Three held as police recover bulk of gold bars from HK$90m heist

Clifford Lo
Dec 04, 2010
Three suspected members of a gang who carried out Hong Kong's largest gold robbery in a decade have been arrested in a cross-border police operation that recovered most of the HK$90 million of bullion stolen.

Detectives believe the heist - in which 265 gold bars weighing a kilogram each were taken from a Yuen Long gold trading company and stashed in a secret compartment in a car - was an inside job. Two of the men arrested are employees of the company and went missing after the robbery six weeks ago.

Investigators put a news blackout on the case in a bid to snare the gang.

The three men, all Hong Kong residents and two of them brothers, disappeared in the immediate aftermath of the robbery after hiding the gold-laden car in a Pat Heung garage.

They were caught by Guangdong Public Security Bureau officers in their hometown, Foshan, two weeks ago after Hong Kong sought help.

Most of the gold, stolen from a warehouse on October 22, was recovered by Hong Kong police from the left-hand-drive car after the suspects revealed where the loot was hidden.

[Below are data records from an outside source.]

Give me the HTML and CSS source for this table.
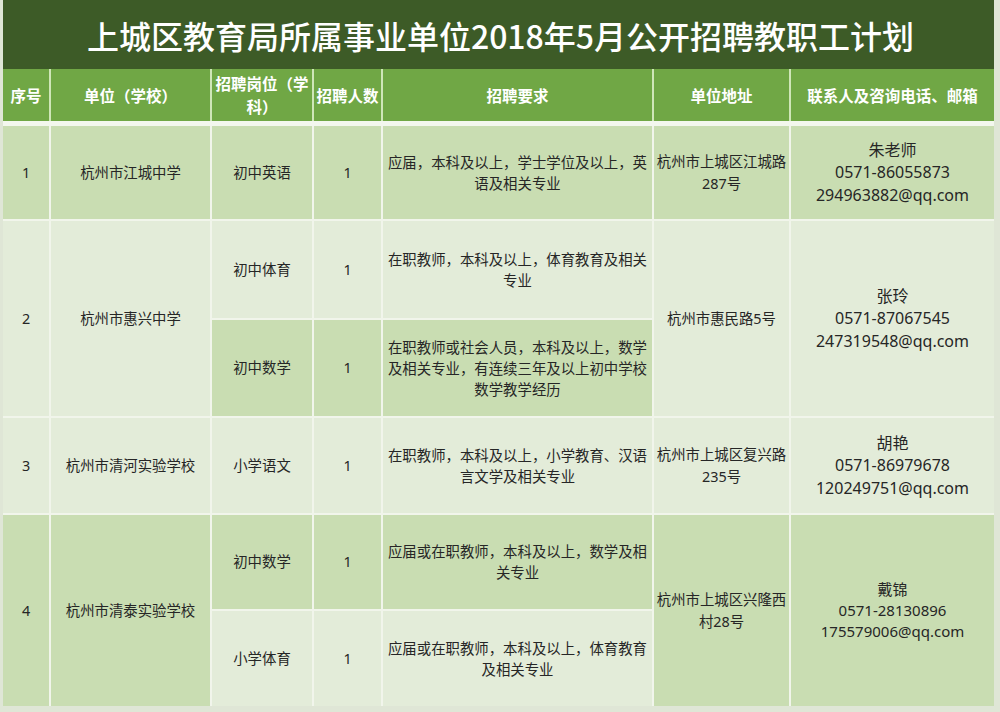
FILE: index.html
```html
<!DOCTYPE html>
<html lang="zh-CN">
<head>
<meta charset="utf-8">
<title>上城区教育局所属事业单位2018年5月公开招聘教职工计划</title>
<link rel="stylesheet" href="styles.css">
</head>
<body>
<div class="sheet">
  <div class="title">上城区教育局所属事业单位2018年5月公开招聘教职工计划</div>
  <div class="head grid">
    <div class="hc">序号</div>
    <div class="hc">单位（学校）</div>
    <div class="hc">招聘岗位（学科）</div>
    <div class="hc">招聘人数</div>
    <div class="hc">招聘要求</div>
    <div class="hc">单位地址</div>
    <div class="hc">联系人及咨询电话、邮箱</div>
  </div>
  <div class="body grid">
    <!-- row 1 -->
    <div class="c dk">1</div>
    <div class="c dk">杭州市江城中学</div>
    <div class="c dk">初中英语</div>
    <div class="c dk">1</div>
    <div class="c dk req">应届，本科及以上，学士学位及以上，英语及相关专业</div>
    <div class="c dk addr">杭州市上城区江城路287号</div>
    <div class="c dk contact">朱老师<br>0571-86055873<br>294963882@qq.com</div>
    <!-- row 2 -->
    <div class="c lt span2">2</div>
    <div class="c lt span2">杭州市惠兴中学</div>
    <div class="c lt">初中体育</div>
    <div class="c lt">1</div>
    <div class="c lt req">在职教师，本科及以上，体育教育及相关专业</div>
    <div class="c lt addr span2">杭州市惠民路5号</div>
    <div class="c lt contact span2">张玲<br>0571-87067545<br>247319548@qq.com</div>
    <div class="c dk">初中数学</div>
    <div class="c dk">1</div>
    <div class="c dk req">在职教师或社会人员，本科及以上，数学及相关专业，有连续三年及以上初中学校数学教学经历</div>
    <!-- row 3 -->
    <div class="c lt">3</div>
    <div class="c lt">杭州市清河实验学校</div>
    <div class="c lt">小学语文</div>
    <div class="c lt">1</div>
    <div class="c lt req">在职教师，本科及以上，小学教育、汉语言文学及相关专业</div>
    <div class="c lt addr">杭州市上城区复兴路235号</div>
    <div class="c lt contact">胡艳<br>0571-86979678<br>120249751@qq.com</div>
    <!-- row 4 -->
    <div class="c dk span2">4</div>
    <div class="c dk span2">杭州市清泰实验学校</div>
    <div class="c dk">初中数学</div>
    <div class="c dk">1</div>
    <div class="c dk req">应届或在职教师，本科及以上，数学及相关专业</div>
    <div class="c dk addr span2">杭州市上城区兴隆西村28号</div>
    <div class="c dk contact small span2">戴锦<br>0571-28130896<br>175579006@qq.com</div>
    <div class="c lt">小学体育</div>
    <div class="c lt">1</div>
    <div class="c lt req">应届或在职教师，本科及以上，体育教育及相关专业</div>
  </div>
</div>
</body>
</html>
```
FILE: styles.css
```css
* { box-sizing: border-box; }
html, body {
  margin: 0;
  padding: 0;
}
body {
  width: 1000px;
  height: 712px;
  overflow: hidden;
  background: #dfe6d6;
  font-family: "Noto Sans", "Noto Sans CJK SC", sans-serif;
  color: #262626;
}
.sheet {
  margin-left: 3px;
  width: 991px;
}
.title {
  height: 70px;
  background: #3d5b27;
  color: #ffffff;
  font-family: "Noto Sans CJK SC", sans-serif;
  font-size: 32px;
  font-weight: 500;
  display: flex;
  align-items: center;
  justify-content: center;
  padding-left: 4px;
  border-bottom: 1px solid #354f22;
}
.grid {
  display: grid;
  grid-template-columns: 46px 159px 100px 67px 269px 135px 203px;
  column-gap: 2px;
}
.head {
  height: 52px;
  background: #cfe6b8;
  margin-top: -1px;
  border-bottom: 5px solid #f3f7ee;
  box-sizing: content-box;
}
.hc {
  background: #70a745;
  color: #ffffff;
  font-family: "Noto Sans CJK SC", sans-serif;
  font-weight: 700;
  font-size: 15.5px;
  line-height: 23px;
  display: flex;
  align-items: center;
  justify-content: center;
  text-align: center;
  padding: 0 2px;
}
.body {
  background: #f1f5eb;
  row-gap: 2px;
  grid-template-rows: 93px 97px 96px 95px 94px 95px;
}
.c {
  display: flex;
  align-items: center;
  justify-content: center;
  text-align: center;
  font-size: 14.4px;
  line-height: 22px;
  padding: 0 2px;
}
.dk { background: #c9ddb2; }
.lt { background: #e3ecd9; }
.span2 { grid-row: span 2; }
.req {
  padding: 0 4px;
  line-height: 21px;
}
.addr { padding: 0 2px; }
.contact {
  font-size: 16px;
  line-height: 22.5px;
}
.contact.small {
  font-size: 15px;
  line-height: 21px;
}
```
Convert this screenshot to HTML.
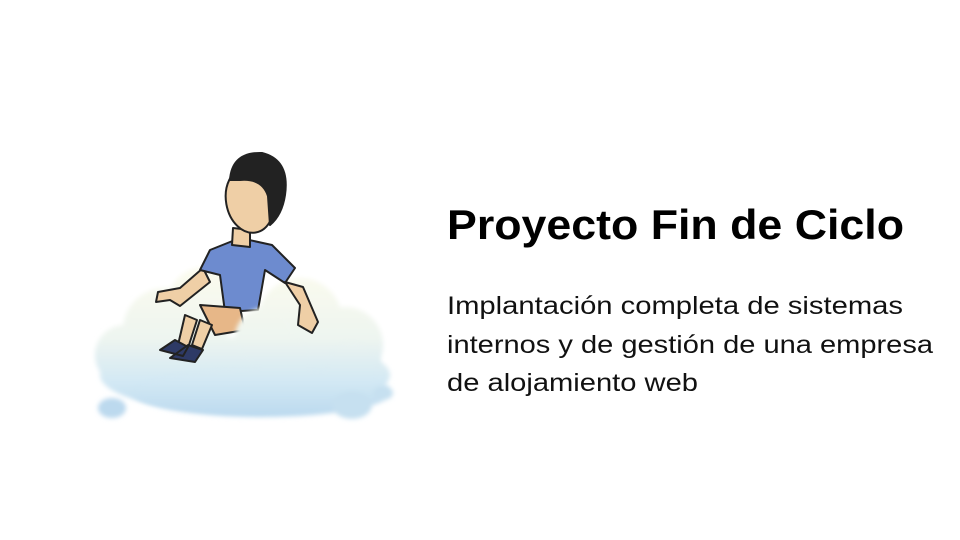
<!DOCTYPE html>
<html><head><meta charset="utf-8"><style>
html,body{margin:0;padding:0;background:#fff;width:960px;height:540px;overflow:hidden}
svg{display:block}
</style></head><body>
<svg width="960" height="540" viewBox="0 0 960 540" xmlns="http://www.w3.org/2000/svg">
<defs>
<filter id="b" x="-20%" y="-20%" width="140%" height="140%"><feGaussianBlur stdDeviation="2.5"/></filter>
<linearGradient id="cg" gradientUnits="userSpaceOnUse" x1="0" y1="270" x2="0" y2="420">
<stop offset="0" stop-color="#fbfbee"/><stop offset="0.45" stop-color="#eef5f0"/><stop offset="0.75" stop-color="#d2e8f4"/><stop offset="1" stop-color="#b9d8ee"/></linearGradient>
</defs>
<g filter="url(#b)" fill="url(#cg)">
<circle cx="165" cy="330" r="42"/>
<circle cx="205" cy="305" r="38"/>
<circle cx="300" cy="320" r="42"/>
<circle cx="345" cy="345" r="38"/>
<circle cx="125" cy="355" r="30"/>
<ellipse cx="245" cy="375" rx="145" ry="38"/>
</g>
<g stroke="#222" stroke-width="2" stroke-linejoin="round">
<path d="M203 268 L180 288 L158 292 L156 302 L170 300 L180 306 L210 282 Z" fill="#efcfa6"/>
<path d="M210 250 L240 238 L272 245 L295 268 L285 283 L265 270 L258 310 L225 312 L220 275 L200 270 Z" fill="#6d8bcf"/>
<path d="M200 305 L240 308 L245 330 L215 335 Z" fill="#e7b788"/>
<path d="M185 315 L178 345 L188 348 L197 320 Z M200 320 L192 345 L202 349 L212 325 Z" fill="#efcfa6"/>
<path d="M160 350 L175 340 L188 347 L183 356 Z M170 358 L188 345 L203 350 L195 362 Z" fill="#2e3a66"/>
<path d="M233 228 L232 245 L250 247 L250 230 Z" fill="#efcfa6"/>
<ellipse cx="250" cy="200" rx="24" ry="33" fill="#efcfa6" transform="rotate(-10 250 200)"/>
<path d="M230 180 Q232 152 262 153 Q290 160 285 195 Q282 215 270 225 L268 196 Q262 178 240 180 Z" fill="#222"/>
</g>
<g filter="url(#b)" fill="url(#cg)">
<circle cx="265" cy="338" r="30"/>
<circle cx="285" cy="360" r="28"/>
<circle cx="352" cy="368" r="28"/>
<ellipse cx="262" cy="392" rx="130" ry="25"/>
<ellipse cx="112" cy="408" rx="14" ry="10" fill="#bcd9ee"/>
<ellipse cx="352" cy="405" rx="20" ry="14" fill="#c6e0f0"/>
<ellipse cx="383" cy="393" rx="10" ry="7" fill="#c6e0f0"/>
</g>
<g stroke="#222" stroke-width="2" stroke-linejoin="round">
<path d="M285 282 L300 305 L298 325 L312 333 L318 322 L303 287 Z" fill="#efcfa6"/>
</g>
<text x="447" y="239" font-family="Liberation Sans, sans-serif" font-weight="bold" font-size="42" textLength="457" lengthAdjust="spacingAndGlyphs" fill="#000">Proyecto Fin de Ciclo</text>
<g font-family="Liberation Sans, sans-serif" font-size="25" fill="#111">
<text x="447" y="314" textLength="456" lengthAdjust="spacingAndGlyphs">Implantación completa de sistemas</text>
<text x="447" y="353" textLength="486" lengthAdjust="spacingAndGlyphs">internos y de gestión de una empresa</text>
<text x="447" y="391" textLength="251" lengthAdjust="spacingAndGlyphs">de alojamiento web</text>
</g>
</svg>
</body></html>
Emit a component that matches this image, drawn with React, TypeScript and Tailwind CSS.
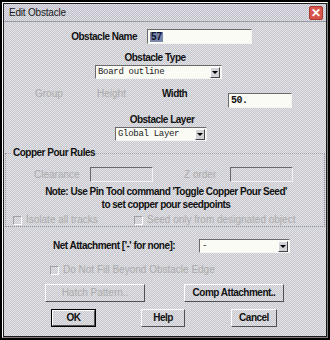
import React from "react";

const dither = "bg-[image:repeating-conic-gradient(#c6c6ce_0_25%,#e4e4e6_0_50%)] bg-[length:2px_2px]";
const F = "font-['Liberation_Sans',Arial,sans-serif]";
const M = "font-['Liberation_Mono','Courier_New',monospace]";
const lbl = `${F} text-[10px] font-bold leading-none tracking-[-0.5px] text-[#111] whitespace-nowrap`;
const dis = `${F} text-[10px] leading-none text-[#ababab] whitespace-nowrap`;

function Field({ w, h = 15, children, disabled }: { w: number; h?: number; children?: React.ReactNode; disabled?: boolean }) {
  return (
    <div
      style={{ width: w, height: h }}
      className={`border-t border-l border-t-[#6a6a6a] border-l-[#6a6a6a] border-b border-r border-b-[#f4f4f4] border-r-[#f4f4f4] ${disabled ? "" : "bg-[#fbfbf6]"} flex items-center pl-[2px]`}
    >
      {children}
    </div>
  );
}

function Combo({ w, text }: { w: number; text: string }) {
  return (
    <div
      style={{ width: w }}
      className="h-[14px] border-t border-l border-t-[#6a6a6a] border-l-[#6a6a6a] border-b border-r border-b-[#f4f4f4] border-r-[#f4f4f4] bg-[#fbfbf6] flex items-center"
    >
      <span className={`${M} text-[9px] tracking-[-0.3px] leading-none text-[#222] pl-[2px] flex-1 whitespace-pre`}>{text}</span>
      <div className="w-[10px] h-[11px] mr-[1px] bg-[#d4d4d8] border-t border-l border-white border-b border-r border-b-[#444] border-r-[#444] flex items-center justify-center">
        <div className="w-0 h-0 border-l-[3px] border-r-[3px] border-t-[3px] border-l-transparent border-r-transparent border-t-black" />
      </div>
    </div>
  );
}

function Check({ label, className = "" }: { label: string; className?: string }) {
  return (
    <div className={`flex items-center ${className}`}>
      <div className="w-[9px] h-[9px] border-t border-l border-t-[#a0a0a0] border-l-[#a0a0a0] border-b border-r border-b-white border-r-white" />
      <span className={`${dis} ml-[4px]`}>{label}</span>
    </div>
  );
}

function Btn({ w, label, disabled, def }: { w: number; label: string; disabled?: boolean; def?: boolean }) {
  const inner = (
    <div
      style={{ width: def ? w - 2 : w }}
      className={`${def ? "h-[16px]" : "h-[18px]"} flex items-center justify-center border-t border-l border-white border-b border-r border-b-[#505050] border-r-[#505050] ${disabled ? dis : lbl}`}
    >
      {label}
    </div>
  );
  if (def) return <div className="border border-black">{inner}</div>;
  return inner;
}

export default function App() {
  return (
    <div className={`w-[330px] h-[340px] bg-black p-[2px]`}>
      <div className="w-full h-full border-l border-t border-white border-r border-b border-r-[#808080] border-b-[#808080] bg-black">
        <div className={`w-full h-full ${dither} flex flex-col border border-[#1a1a1a]`}>
          {/* title bar */}
          <div className="h-[18px] flex items-center justify-between pl-[5px] pr-[3px] border-b border-b-[#9a9aa4] bg-[image:repeating-conic-gradient(#bebec8_0_25%,#e2e2e8_0_50%)] bg-[length:2px_2px]">
            <span className={`${F} text-[10px] leading-none tracking-[-0.2px] text-[#1a1a1a]`}>Edit Obstacle</span>
            <div className="w-[14px] h-[14px] rounded-[2px] bg-[#d8544a] border border-[#a83a30] flex items-center justify-center text-white text-[12px] font-bold leading-none">✕</div>
          </div>

          {/* Obstacle Name */}
          <div className="flex items-center mt-[7px] h-[15px]">
            <span className={`${lbl} w-[133px] text-right`}>Obstacle Name</span>
            <div className="ml-[10px]">
              <Field w={105}>
                <span className={`${F} text-[10px] font-bold leading-none bg-[#7a86a8] text-[#101030] px-[1px]`}>57</span>
              </Field>
            </div>
          </div>

          {/* Obstacle Type */}
          <div className="flex justify-center mt-[9px] pr-[20px]">
            <span className={lbl}>Obstacle Type</span>
          </div>
          <div className="ml-[91px] mt-[2px]">
            <Combo w={127} text="Board outline" />
          </div>

          {/* Group Height Width */}
          <div className="flex items-start mt-[10px] h-[16px]">
            <span className={`${dis} ml-[31px] w-[62px]`}>Group</span>
            <span className={`${dis} w-[65px]`}>Height</span>
            <span className={`${lbl} w-[66px]`}>Width</span>
            <div className="mt-[4px]">
              <Field w={64}>
                <span className={`${M} text-[10px] font-bold leading-none tracking-[-0.5px] text-[#111]`}>50.</span>
              </Field>
            </div>
          </div>

          {/* Obstacle Layer */}
          <div className="flex justify-center mt-[10px] pr-[6px]">
            <span className={lbl}>Obstacle Layer</span>
          </div>
          <div className="ml-[111px] mt-[2px]">
            <Combo w={92} text="Global Layer" />
          </div>

          {/* Copper Pour Rules group */}
          <div className="relative mx-[1px] mt-[12px] h-[74px] border border-dotted border-[#9a9aa6]">
            <span className={`${lbl} absolute left-[6px] -top-[6px] px-[1px] ${dither}`}>Copper Pour Rules</span>
            <div className="flex items-center mt-[13px] h-[15px]">
              <span className={`${dis} ml-[28px] w-[56px]`}>Clearance</span>
              <Field w={63} disabled />
              <span className={`${dis} ml-[31px] w-[46px]`}>Z order</span>
              <Field w={63} disabled />
            </div>
            <div className="flex flex-col items-center mt-[5px] gap-[3px] pl-[2px]">
              <span className={lbl}>Note: Use Pin Tool command 'Toggle Copper Pour Seed'</span>
              <span className={lbl}>to set copper pour seedpoints</span>
            </div>
            <div className="flex items-center mt-[5px]">
              <div className="ml-[7px] w-[121px]"><Check label="Isolate all tracks" /></div>
              <Check label="Seed only from designated object" />
            </div>
          </div>

          {/* Net Attachment */}
          <div className="flex items-center mt-[12px] h-[14px]">
            <span className={`${lbl} ml-[49px] w-[146px]`}>Net Attachment ['-' for none]:</span>
            <Combo w={91} text="-" />
          </div>

          <Check label="Do Not Fill Beyond Obstacle Edge" className="ml-[46px] mt-[12px]" />

          <div className="flex mt-[9px]">
            <div className="ml-[41px]"><Btn w={100} label="Hatch Pattern.." disabled /></div>
            <div className="ml-[39px]"><Btn w={100} label="Comp Attachment.." /></div>
          </div>

          <div className="flex mt-[7px]">
            <div className="ml-[47px]"><Btn w={45} label="OK" def /></div>
            <div className="ml-[45px]"><Btn w={44} label="Help" /></div>
            <div className="ml-[46px]"><Btn w={46} label="Cancel" /></div>
          </div>
        </div>
      </div>
    </div>
  );
}
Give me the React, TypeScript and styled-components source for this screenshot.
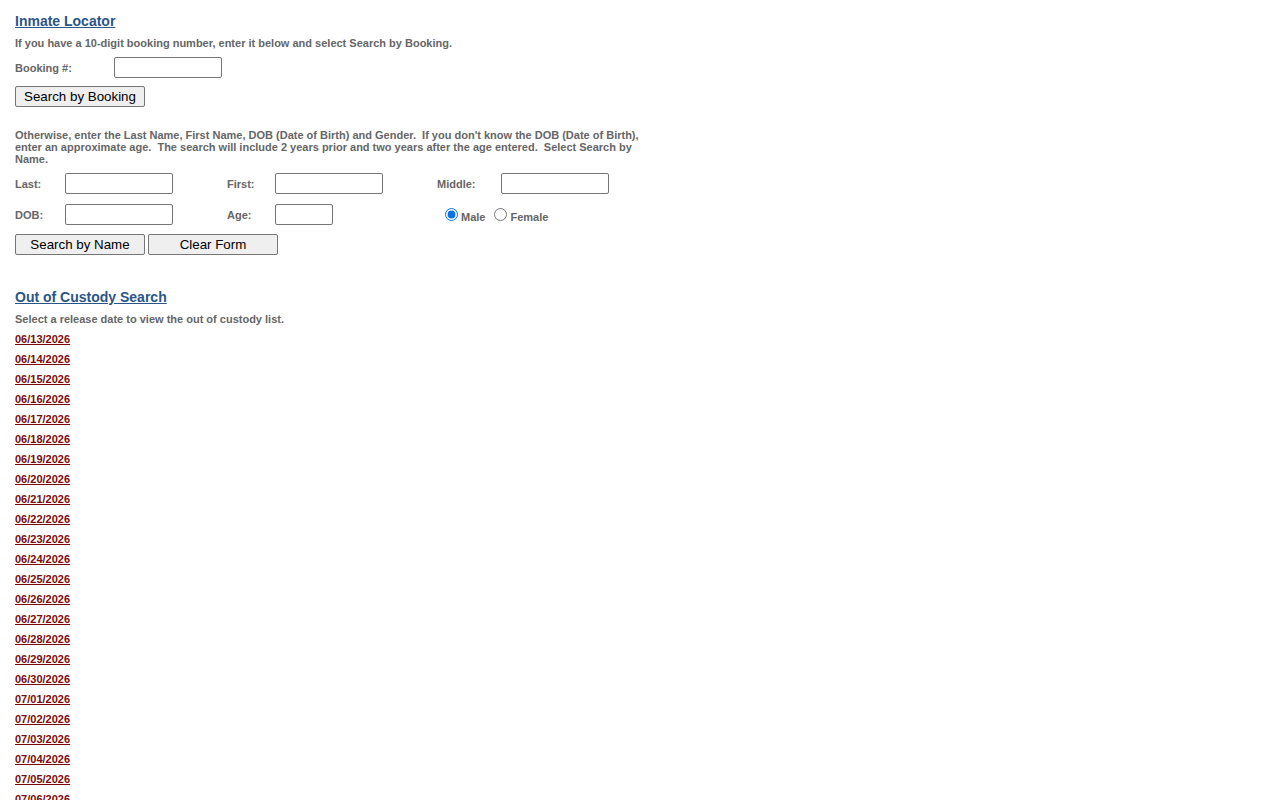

"The gold bars were concealed in the hollow centre of the doors of the vehicle. The haul was found when our officers removed the covers," a police officer said. "Several gold bars have not been recovered. It's not known whether the missing bars have been sold."

Investigators said the car was left in the garage days after the theft. "We are still investigating whether the gold bars were intended for the mainland," the officer said.

Guangdong police handed the brothers, aged 39 and 45, and the third suspect, 42, to Hong Kong officers at the Huanggang border crossing yesterday. They were being questioned in Tai Po police station last night and no charges had been laid.

"There were no immigration records showing they had left Hong Kong. We believe they were smuggled into the mainland," Chief Inspector Chow Tak-choi of the New Territories North regional crime unit said.